(Written task): Write out all lines holding the word "React".

(Data):
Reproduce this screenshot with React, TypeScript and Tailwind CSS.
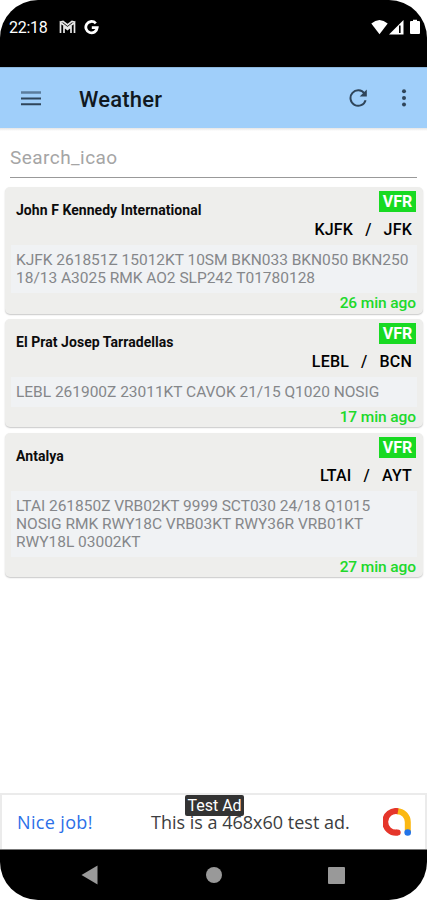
import React from "react"

type Station = {
  name: string
  icao: string
  iata: string
  metar: string[]
  age: string
}

const stations: Station[] = [
  {
    name: "John F Kennedy International",
    icao: "KJFK",
    iata: "JFK",
    metar: [
      "KJFK 261851Z 15012KT 10SM BKN033 BKN050 BKN250",
      "18/13 A3025 RMK AO2 SLP242 T01780128",
    ],
    age: "26 min ago",
  },
  {
    name: "El Prat Josep Tarradellas",
    icao: "LEBL",
    iata: "BCN",
    metar: ["LEBL 261900Z 23011KT CAVOK 21/15 Q1020 NOSIG"],
    age: "17 min ago",
  },
  {
    name: "Antalya",
    icao: "LTAI",
    iata: "AYT",
    metar: [
      "LTAI 261850Z VRB02KT 9999 SCT030 24/18 Q1015",
      "NOSIG RMK RWY18C VRB03KT RWY36R VRB01KT",
      "RWY18L 03002KT",
    ],
    age: "27 min ago",
  },
]

function StatusBar() {
  return (
    <div className="flex h-[67px] shrink-0 items-start bg-black pl-[9px] pr-[7px] pt-[18px] text-white">
      <span className="w-[50px] text-[16px] leading-[19px] tracking-[-0.3px]">
        22:18
      </span>
      <svg className="mt-[2px] h-[14px] w-[17px]" viewBox="0 0 17 14">
        <path
          d="M1.500 13V2.500L8.500 8l7-5.500V13M5 13V6.500L8.500 9.500 12 6.500V13M1.500 2l2.500-.6 4.500 3.600 4.500-3.600 2.500.6"
          fill="none"
          stroke="#e8e8e8"
          strokeWidth="1.700"
        />
      </svg>
      <svg className="ml-[8px] mt-[2px] h-[15px] w-[15px]" viewBox="0 0 15 15">
        <path
          d="M11.800 3.400A5.700 5.700 0 1 0 13.200 7.700H7.800"
          fill="none"
          stroke="white"
          strokeWidth="2.800"
        />
      </svg>
      <svg className="ml-auto mt-[1px] h-4 w-[17px]" viewBox="0 0 17 16">
        <path d="M0.300 4.500Q8.500-2.500 16.700 4.500L8.500 15.200Z" fill="white" />
      </svg>
      <svg className="ml-px mt-[1px] h-4 w-[15px]" viewBox="0 0 15 16">
        <path d="M0 15.500L14.500 1V15.500Z" fill="white" />
        <path d="M10.800 6.500v7.500" stroke="black" strokeWidth="1.600" />
      </svg>
      <svg className="ml-[6px] mt-[1px] h-4 w-[10px]" viewBox="0 0 10 16">
        <path
          d="M1 2h2V0.800h4V2h2q1 0 1 1v11q0 1-1 1H1q-1 0-1-1V3q0-1 1-1Z"
          fill="white"
        />
      </svg>
    </div>
  )
}

function Toolbar() {
  return (
    <header className="flex h-[61px] shrink-0 items-center border-t border-[#8db7dc] bg-[#a0cffa] pl-[21px] pr-[20px] text-[#2f455a]">
      <svg className="h-[15px] w-5" viewBox="0 0 20 15">
        <path d="M0 1.500h20" stroke="#5b7c9c" strokeWidth="2.400" />
        <path d="M0 7.500h20M0 13.200h20" stroke="currentColor" strokeWidth="1.900" />
      </svg>
      <h1 className="ml-[38px] mt-[4px] text-[22px] font-medium leading-[26px] tracking-[0.2px] text-[#101820]">
        Weather
      </h1>
      <svg className="ml-auto h-[18px] w-[18px]" viewBox="0 0 18 18">
        <path
          d="M15.500 4.600A7.700 7.700 0 1 0 16.600 11.200"
          fill="none"
          stroke="currentColor"
          strokeWidth="2"
        />
        <path d="M17.800 0.500V7.600H10.700Z" fill="currentColor" />
      </svg>
      <svg className="ml-[34px] h-[18px] w-[6px]" viewBox="0 0 6 18">
        <circle cx="3" cy="2.300" r="2" fill="currentColor" />
        <circle cx="3" cy="8.900" r="2" fill="currentColor" />
        <circle cx="3" cy="15.500" r="2" fill="currentColor" />
      </svg>
    </header>
  )
}

function StationCard({ station }: { station: Station }) {
  return (
    <article className="rounded-[5px] bg-[#eeeeec] shadow-[0_1px_1.5px_rgba(0,0,0,0.22)]">
      <div className="flex h-[58px] justify-between pl-[11px] pr-[7px] pt-1">
        <h2 className="mt-[11px] whitespace-nowrap text-[14px] font-bold leading-4 tracking-[0.05px] text-[#0c0c0c]">
          {station.name}
        </h2>
        <div className="flex flex-col items-end">
          <span className="flex h-[21px] w-[37px] items-center justify-center bg-[#18da22] text-[16px] font-bold leading-[21px] text-white">
            VFR
          </span>
          <div className="mr-[4px] mt-2 flex text-[16px] font-medium leading-5 tracking-[0.2px] text-black">
            <span>{station.icao}</span>
            <span className="mx-3">/</span>
            <span>{station.iata}</span>
          </div>
        </div>
      </div>
      {/* Raw METAR */}
      <div className="mx-[6px] bg-[#f0f2f4] px-[5px] py-[6px] text-[15.5px] leading-[18px] tracking-[-0.02px] text-[#85878a]">
        {station.metar.map((line) => (
          <p key={line} className="whitespace-nowrap">
            {line}
          </p>
        ))}
      </div>
      <p className="h-[20.5px] pr-[7px] text-right text-[15.5px] font-medium leading-[20px] tracking-[-0.1px] text-[#20d92a]">
        {station.age}
      </p>
    </article>
  )
}

function AdBanner() {
  return (
    <div className="relative flex h-[56px] shrink-0 items-center border-2 border-b-0 border-[#ebebeb] bg-white pl-[15px] pr-[14px] font-['Open_Sans',sans-serif]">
      <span className="w-[134px] whitespace-nowrap text-[18px] tracking-[0.35px] text-[#2b70e8]">
        Nice job!
      </span>
      <span className="whitespace-nowrap text-[18px] text-[#3c3d40]">
        This is a 468x60 test ad.
      </span>
      <svg className="ml-auto h-7 w-7" viewBox="0 0 28 28">
        <path
          d="M14 3.200A10.800 10.800 0 0 1 24.800 14V24"
          fill="none"
          stroke="#fbb812"
          strokeWidth="6"
        />
        <path
          d="M15 3.200A10.800 10.800 0 1 0 14.500 24.500"
          fill="none"
          stroke="#e5362b"
          strokeWidth="6"
        />
        <circle cx="14.700" cy="24.500" r="3" fill="#e5362b" />
        <circle cx="24.700" cy="24.500" r="3.300" fill="#2374e8" />
      </svg>
      <span className="absolute left-[183px] top-0 flex h-[21px] w-[59px] items-center justify-center whitespace-nowrap rounded-[2px] bg-[#333333] font-[Roboto] text-[16px] text-white">
        Test Ad
      </span>
    </div>
  )
}

function NavigationBar() {
  return (
    <nav className="flex h-[51px] shrink-0 items-center border-t border-[#777777] bg-black pl-[81px] pr-[82px]">
      <svg className="h-5 w-[17px]" viewBox="0 0 17 20">
        <path d="M0.500 10L16.500 0.500V19.500Z" fill="#999999" />
      </svg>
      <span className="ml-[108px] h-4 w-4 rounded-full bg-[#999999]" />
      <span className="ml-auto h-[17px] w-[17px] rounded-[1px] bg-[#999999]" />
    </nav>
  )
}

function App() {
  return (
    <div className="h-[900px] w-[427px] bg-white font-[Roboto,sans-serif]">
      <div className="flex h-full flex-col overflow-hidden rounded-[38px] bg-white">
        <StatusBar />
        <Toolbar />
        <div className="h-[3px] shrink-0 bg-gradient-to-b from-[#e5e5e5] to-white" />
        <div className="mx-[10px] h-[47px] shrink-0 border-b border-[#999999] pt-[15px]">
          <input
            className="block h-[24px] w-full text-[19px] leading-[24px] tracking-[0.45px] text-[#444444] outline-none placeholder:text-[#a5a5a5]"
            type="text"
            placeholder="Search_icao"
          />
        </div>
        <main className="flex flex-1 flex-col gap-[5.3px] pl-[5px] pr-1 pt-[9px]">
          {stations.map((station) => (
            <StationCard key={station.icao} station={station} />
          ))}
        </main>
        <AdBanner />
        <NavigationBar />
      </div>
    </div>
  )
}

export default App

(Exercise solution):
Reproduce this screenshot with React, TypeScript and Tailwind CSS.
import React from "react"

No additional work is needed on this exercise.